Ranking Kickboxing Among the Top 10 Martial Arts
To rank Kickboxing fairly, we judge it on four criteria: versatility, practicality, ease of learning, and effectiveness under stress. Each matters when your safety is on the line.
The Criteria in Action
Kickboxing scores high on effectiveness under stress because sparring prepares fighters for real contact. It rates well on ease of learning, since basic strikes can be picked up in a few months. Practicality is strong for standing fights but weakened by the lack of ground and weapon defense. Versatility is its softest area because it only addresses one phase of combat.
How It Compares
Against Brazilian Jiu Jitsu, Kickboxing wins for quick standing defense and ending fights fast, but BJJ dominates once the fight hits the ground, which happens often. Compared to Muay Thai, Kickboxing is very similar but slightly less complete. Muay Thai adds elbows, a stronger clinch, and brutal leg kicks, giving it a practical edge. Against pure Boxing, Kickboxing has the advantage of kicks and greater range, though boxing produces faster, sharper hands. Krav Maga, built specifically for the street, beats Kickboxing on weapon defense and dirty tactics, but Krav Maga practitioners often lack the live sparring intensity that makes kickboxers battle tested.
Where It Lands
In our overall ranking of the top 10 martial arts for self-defense, Kickboxing lands solidly in the upper middle, roughly in the fifth or sixth position. It sits below all-around systems like Muay Thai, BJJ, and Krav Maga, but comfortably above more traditional or sport-limited arts that lack full-contact training. Its striking power and conditioning make it a genuine asset in a fight.
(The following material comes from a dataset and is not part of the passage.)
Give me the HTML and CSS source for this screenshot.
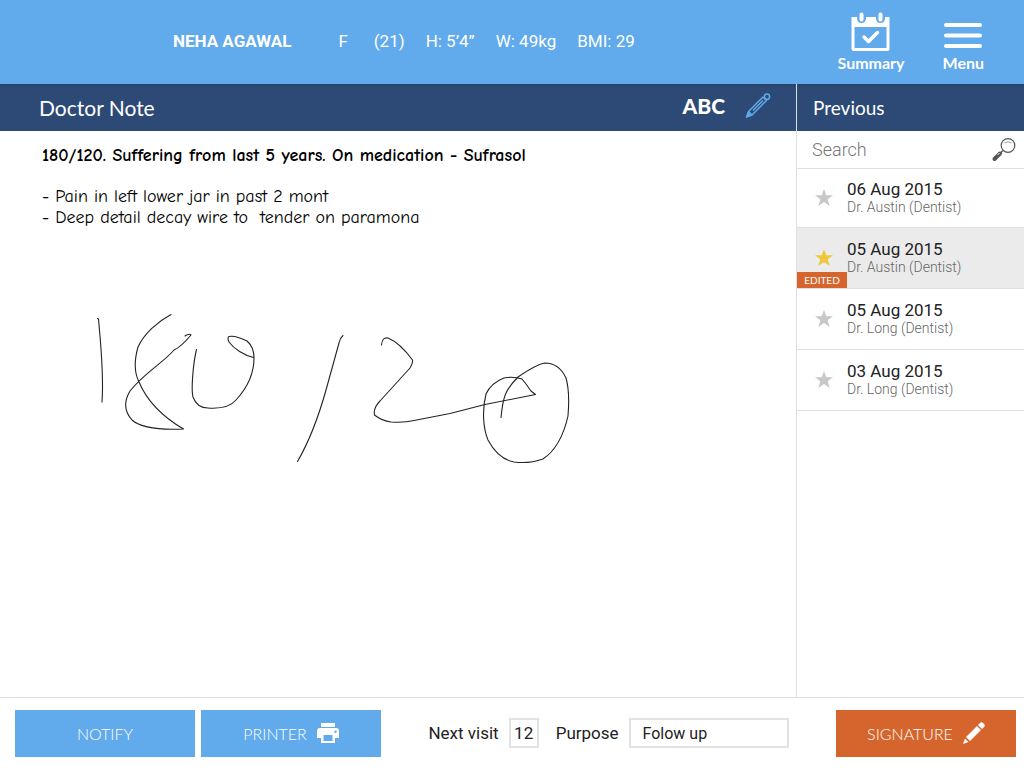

The verdict is clear. Kickboxing is best suited for people who want a highly effective, hard-hitting striking base built through realistic sparring. It is ideal for those who value fitness alongside self-defense and who plan to combine it with a grappling art for complete coverage. For a survivalist committed to being fully prepared, Kickboxing forms a powerful piece of the puzzle, just not the whole picture.